• **STATED PROBLEM**: Extract each line of the records below that contains the word "full".

• **DATA IN THIS EXERCISE**:
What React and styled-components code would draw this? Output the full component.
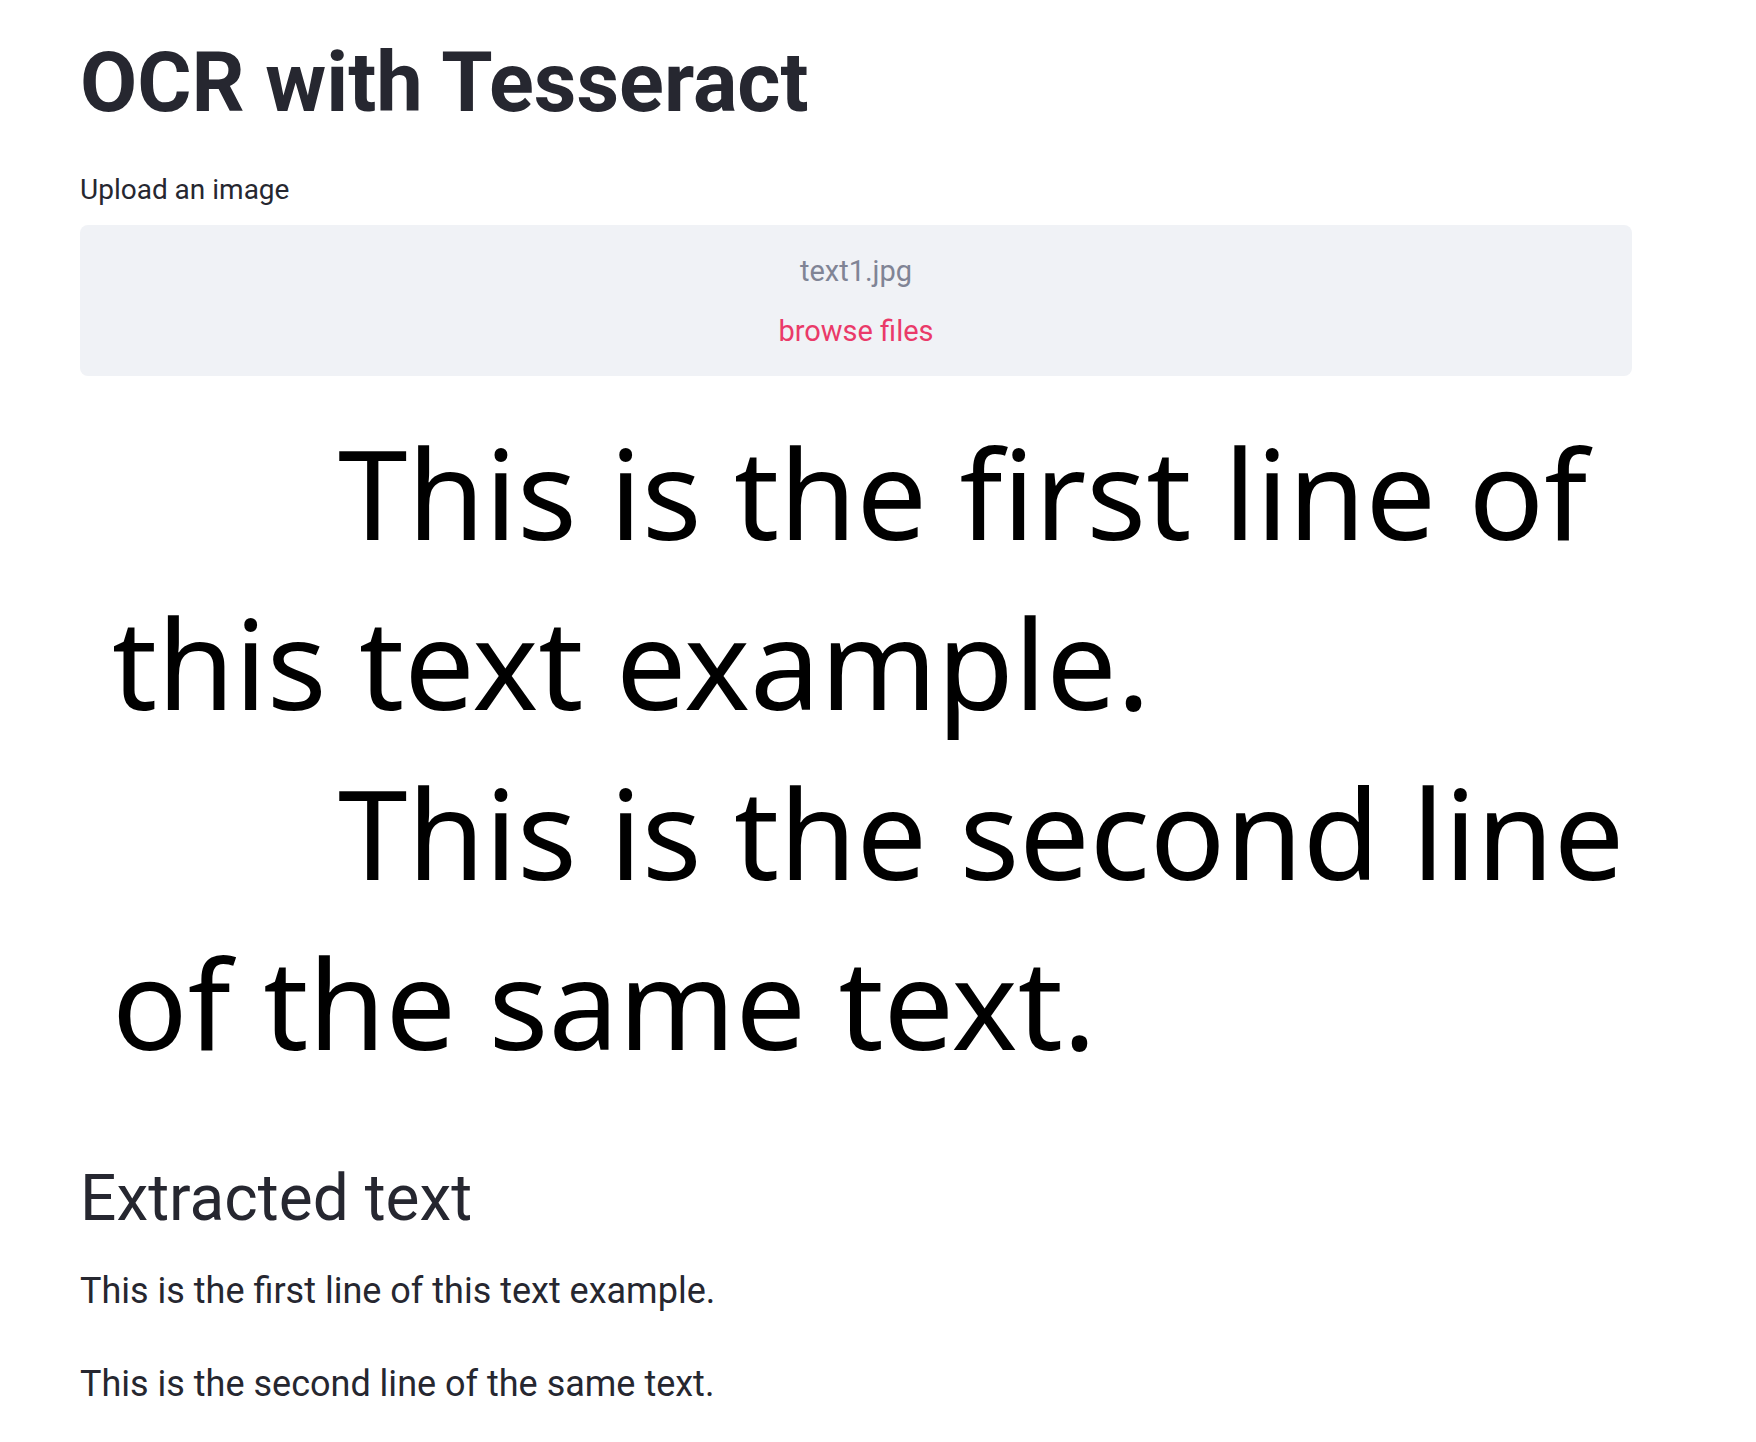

==

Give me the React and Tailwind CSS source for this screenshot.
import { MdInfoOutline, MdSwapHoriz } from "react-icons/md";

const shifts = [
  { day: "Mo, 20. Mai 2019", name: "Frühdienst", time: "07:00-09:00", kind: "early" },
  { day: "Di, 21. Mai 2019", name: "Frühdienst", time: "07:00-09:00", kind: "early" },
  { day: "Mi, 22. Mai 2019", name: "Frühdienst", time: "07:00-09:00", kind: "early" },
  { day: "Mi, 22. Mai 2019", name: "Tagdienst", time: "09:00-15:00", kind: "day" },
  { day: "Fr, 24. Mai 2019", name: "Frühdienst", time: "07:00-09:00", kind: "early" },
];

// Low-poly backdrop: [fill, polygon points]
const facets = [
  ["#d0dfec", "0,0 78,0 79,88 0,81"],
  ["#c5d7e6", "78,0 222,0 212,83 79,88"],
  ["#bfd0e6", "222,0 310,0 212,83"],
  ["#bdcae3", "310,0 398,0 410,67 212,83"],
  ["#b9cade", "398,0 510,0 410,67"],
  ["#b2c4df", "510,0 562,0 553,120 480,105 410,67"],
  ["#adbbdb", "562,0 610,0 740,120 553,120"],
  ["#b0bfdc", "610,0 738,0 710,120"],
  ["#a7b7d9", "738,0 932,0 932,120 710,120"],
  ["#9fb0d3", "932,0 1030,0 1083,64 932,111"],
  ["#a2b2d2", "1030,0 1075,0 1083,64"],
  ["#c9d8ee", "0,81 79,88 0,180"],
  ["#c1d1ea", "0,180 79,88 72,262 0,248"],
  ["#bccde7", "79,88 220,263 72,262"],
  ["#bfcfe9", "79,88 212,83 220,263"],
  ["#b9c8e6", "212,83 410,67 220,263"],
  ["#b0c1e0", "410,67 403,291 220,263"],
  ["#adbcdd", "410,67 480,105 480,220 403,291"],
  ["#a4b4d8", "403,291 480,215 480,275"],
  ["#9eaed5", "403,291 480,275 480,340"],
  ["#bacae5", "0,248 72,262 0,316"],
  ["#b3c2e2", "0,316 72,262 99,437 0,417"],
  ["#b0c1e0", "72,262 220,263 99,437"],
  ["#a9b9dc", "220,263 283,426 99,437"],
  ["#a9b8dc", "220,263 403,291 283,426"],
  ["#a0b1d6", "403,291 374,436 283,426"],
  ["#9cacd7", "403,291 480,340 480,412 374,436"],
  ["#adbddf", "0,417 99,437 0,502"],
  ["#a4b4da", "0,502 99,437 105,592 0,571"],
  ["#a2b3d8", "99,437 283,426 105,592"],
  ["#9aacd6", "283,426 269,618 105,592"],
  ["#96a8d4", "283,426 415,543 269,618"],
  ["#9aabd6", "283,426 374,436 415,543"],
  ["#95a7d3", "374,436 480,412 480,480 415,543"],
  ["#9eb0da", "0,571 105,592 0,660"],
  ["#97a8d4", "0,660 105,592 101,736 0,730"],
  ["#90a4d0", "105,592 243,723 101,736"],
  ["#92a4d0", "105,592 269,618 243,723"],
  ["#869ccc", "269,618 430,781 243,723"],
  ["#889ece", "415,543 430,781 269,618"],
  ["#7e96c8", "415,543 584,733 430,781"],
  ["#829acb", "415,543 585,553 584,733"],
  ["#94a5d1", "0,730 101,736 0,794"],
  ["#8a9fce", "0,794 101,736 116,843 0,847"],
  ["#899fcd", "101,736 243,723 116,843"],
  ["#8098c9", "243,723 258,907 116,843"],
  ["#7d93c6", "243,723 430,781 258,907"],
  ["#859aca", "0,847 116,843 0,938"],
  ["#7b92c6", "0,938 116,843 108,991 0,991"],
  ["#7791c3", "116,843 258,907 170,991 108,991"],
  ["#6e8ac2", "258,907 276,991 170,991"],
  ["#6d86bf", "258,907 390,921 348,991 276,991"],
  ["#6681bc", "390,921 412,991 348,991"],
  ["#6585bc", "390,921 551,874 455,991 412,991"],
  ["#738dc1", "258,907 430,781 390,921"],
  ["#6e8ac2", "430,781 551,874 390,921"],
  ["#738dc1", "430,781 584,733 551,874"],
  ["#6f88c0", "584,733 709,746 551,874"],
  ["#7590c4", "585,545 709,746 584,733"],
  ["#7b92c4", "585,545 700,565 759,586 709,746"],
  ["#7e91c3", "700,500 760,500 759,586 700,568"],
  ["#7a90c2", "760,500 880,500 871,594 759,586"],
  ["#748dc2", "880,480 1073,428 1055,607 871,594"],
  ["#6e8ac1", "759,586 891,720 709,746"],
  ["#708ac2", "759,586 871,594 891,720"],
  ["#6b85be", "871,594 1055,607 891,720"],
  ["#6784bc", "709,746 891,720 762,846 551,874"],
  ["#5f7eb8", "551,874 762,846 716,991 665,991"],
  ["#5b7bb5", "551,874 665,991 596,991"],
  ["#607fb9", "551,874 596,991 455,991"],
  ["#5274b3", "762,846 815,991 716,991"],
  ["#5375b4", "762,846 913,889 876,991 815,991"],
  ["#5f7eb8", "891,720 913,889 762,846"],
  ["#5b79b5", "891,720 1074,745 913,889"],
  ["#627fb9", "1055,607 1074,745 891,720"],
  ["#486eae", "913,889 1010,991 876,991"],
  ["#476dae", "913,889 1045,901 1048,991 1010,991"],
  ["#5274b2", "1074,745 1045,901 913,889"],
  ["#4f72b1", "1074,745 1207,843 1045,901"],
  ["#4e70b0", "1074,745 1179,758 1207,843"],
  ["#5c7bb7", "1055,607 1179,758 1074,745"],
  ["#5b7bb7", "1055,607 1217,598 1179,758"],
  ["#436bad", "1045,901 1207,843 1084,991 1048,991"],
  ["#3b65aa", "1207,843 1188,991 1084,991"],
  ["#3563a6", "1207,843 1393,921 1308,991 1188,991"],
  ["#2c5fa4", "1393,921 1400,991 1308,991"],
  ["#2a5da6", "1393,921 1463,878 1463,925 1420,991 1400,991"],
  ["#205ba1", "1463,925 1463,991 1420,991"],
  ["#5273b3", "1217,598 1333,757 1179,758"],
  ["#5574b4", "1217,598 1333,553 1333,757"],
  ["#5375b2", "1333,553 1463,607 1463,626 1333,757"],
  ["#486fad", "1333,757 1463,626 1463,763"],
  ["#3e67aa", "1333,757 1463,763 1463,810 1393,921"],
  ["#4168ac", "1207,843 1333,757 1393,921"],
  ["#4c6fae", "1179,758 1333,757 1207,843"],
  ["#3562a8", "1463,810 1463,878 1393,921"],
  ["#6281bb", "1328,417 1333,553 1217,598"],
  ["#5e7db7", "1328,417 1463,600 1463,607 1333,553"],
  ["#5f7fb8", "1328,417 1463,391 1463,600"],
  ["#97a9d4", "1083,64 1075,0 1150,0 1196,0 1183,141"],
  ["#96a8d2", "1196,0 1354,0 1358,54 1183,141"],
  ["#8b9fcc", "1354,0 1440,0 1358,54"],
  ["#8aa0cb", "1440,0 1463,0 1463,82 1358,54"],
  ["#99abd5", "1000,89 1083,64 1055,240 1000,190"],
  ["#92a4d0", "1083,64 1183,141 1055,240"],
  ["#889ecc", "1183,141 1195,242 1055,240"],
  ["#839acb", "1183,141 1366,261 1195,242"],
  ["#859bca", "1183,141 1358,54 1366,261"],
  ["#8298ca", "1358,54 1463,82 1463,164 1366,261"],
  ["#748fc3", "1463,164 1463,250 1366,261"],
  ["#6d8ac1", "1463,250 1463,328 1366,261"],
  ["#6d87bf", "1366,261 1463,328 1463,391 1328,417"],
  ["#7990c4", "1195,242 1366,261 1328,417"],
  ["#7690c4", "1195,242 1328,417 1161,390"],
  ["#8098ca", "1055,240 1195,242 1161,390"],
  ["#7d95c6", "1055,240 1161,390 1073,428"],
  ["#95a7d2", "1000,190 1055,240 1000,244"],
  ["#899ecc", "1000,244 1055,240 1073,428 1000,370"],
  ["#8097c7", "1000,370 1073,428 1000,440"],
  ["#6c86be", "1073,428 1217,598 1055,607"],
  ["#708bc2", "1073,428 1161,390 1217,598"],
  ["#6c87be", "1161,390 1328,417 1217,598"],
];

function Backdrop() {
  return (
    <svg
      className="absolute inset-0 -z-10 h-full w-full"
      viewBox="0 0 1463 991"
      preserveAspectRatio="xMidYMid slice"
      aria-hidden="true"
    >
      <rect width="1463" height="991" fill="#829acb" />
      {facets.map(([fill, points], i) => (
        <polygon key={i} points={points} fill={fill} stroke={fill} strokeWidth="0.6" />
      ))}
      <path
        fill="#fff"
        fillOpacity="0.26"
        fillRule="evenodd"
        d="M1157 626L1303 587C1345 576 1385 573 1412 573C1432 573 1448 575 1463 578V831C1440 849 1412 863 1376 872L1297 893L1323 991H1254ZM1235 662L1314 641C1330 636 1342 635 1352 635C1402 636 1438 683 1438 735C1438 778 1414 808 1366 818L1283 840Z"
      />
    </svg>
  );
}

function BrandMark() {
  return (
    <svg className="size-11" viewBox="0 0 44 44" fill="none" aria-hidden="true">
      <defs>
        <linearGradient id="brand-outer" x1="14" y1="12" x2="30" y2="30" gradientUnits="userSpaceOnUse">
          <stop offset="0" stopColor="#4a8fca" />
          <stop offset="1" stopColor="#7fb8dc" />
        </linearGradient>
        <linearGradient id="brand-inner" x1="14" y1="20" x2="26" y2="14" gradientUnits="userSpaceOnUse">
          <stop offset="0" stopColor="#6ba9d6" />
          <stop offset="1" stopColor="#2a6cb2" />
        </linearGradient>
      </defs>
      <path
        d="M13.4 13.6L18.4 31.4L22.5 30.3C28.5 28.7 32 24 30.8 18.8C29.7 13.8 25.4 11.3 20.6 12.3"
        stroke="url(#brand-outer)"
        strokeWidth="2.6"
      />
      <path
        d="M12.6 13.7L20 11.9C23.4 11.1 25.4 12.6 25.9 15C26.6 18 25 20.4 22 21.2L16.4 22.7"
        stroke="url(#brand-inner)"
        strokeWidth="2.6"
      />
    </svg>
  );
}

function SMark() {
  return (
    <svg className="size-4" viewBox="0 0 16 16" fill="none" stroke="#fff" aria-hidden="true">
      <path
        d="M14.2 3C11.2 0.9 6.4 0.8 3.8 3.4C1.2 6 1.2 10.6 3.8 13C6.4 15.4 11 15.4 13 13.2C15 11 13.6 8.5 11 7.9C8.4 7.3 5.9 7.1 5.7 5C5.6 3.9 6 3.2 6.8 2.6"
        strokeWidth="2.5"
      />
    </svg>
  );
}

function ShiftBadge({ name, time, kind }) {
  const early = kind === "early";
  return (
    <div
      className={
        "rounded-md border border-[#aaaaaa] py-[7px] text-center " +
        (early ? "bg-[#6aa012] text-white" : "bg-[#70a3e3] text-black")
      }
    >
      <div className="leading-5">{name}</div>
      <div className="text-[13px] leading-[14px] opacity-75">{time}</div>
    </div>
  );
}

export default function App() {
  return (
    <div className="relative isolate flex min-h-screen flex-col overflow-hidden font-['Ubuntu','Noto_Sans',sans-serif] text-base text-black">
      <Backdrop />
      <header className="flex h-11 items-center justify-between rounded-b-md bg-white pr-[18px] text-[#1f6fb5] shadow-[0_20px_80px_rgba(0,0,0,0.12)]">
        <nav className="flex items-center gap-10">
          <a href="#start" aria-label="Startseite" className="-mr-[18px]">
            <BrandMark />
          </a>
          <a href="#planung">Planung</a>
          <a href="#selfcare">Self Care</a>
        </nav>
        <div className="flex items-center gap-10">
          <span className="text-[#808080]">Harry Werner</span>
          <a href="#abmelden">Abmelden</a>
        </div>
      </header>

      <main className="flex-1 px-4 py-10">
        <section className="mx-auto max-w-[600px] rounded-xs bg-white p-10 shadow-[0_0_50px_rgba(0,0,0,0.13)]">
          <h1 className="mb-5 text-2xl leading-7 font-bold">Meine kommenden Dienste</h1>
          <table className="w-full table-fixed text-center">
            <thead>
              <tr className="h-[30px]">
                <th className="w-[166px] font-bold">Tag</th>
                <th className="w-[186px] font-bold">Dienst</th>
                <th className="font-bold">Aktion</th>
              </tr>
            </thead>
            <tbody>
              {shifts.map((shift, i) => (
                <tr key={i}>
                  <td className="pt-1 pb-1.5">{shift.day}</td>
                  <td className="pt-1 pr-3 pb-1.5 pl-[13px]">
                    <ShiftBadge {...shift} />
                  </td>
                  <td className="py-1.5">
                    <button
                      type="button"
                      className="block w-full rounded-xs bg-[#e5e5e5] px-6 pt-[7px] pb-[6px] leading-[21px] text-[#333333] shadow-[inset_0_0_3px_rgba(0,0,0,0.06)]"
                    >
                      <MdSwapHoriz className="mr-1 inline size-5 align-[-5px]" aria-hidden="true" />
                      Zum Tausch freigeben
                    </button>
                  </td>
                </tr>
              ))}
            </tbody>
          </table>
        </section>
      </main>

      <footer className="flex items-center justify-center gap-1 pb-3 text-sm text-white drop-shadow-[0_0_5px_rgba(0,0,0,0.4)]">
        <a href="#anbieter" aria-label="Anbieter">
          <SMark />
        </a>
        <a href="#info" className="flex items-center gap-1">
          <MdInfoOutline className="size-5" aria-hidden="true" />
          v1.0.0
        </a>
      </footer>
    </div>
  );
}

• **REPLY**:
What React and styled-components code would draw this? Output the full component.
      className="absolute inset-0 -z-10 h-full w-full"
          <table className="w-full table-fixed text-center">
                      className="block w-full rounded-xs bg-[#e5e5e5] px-6 pt-[7px] pb-[6px] leading-[21px] text-[#333333] shadow-[inset_0_0_3px_rgba(0,0,0,0.06)]"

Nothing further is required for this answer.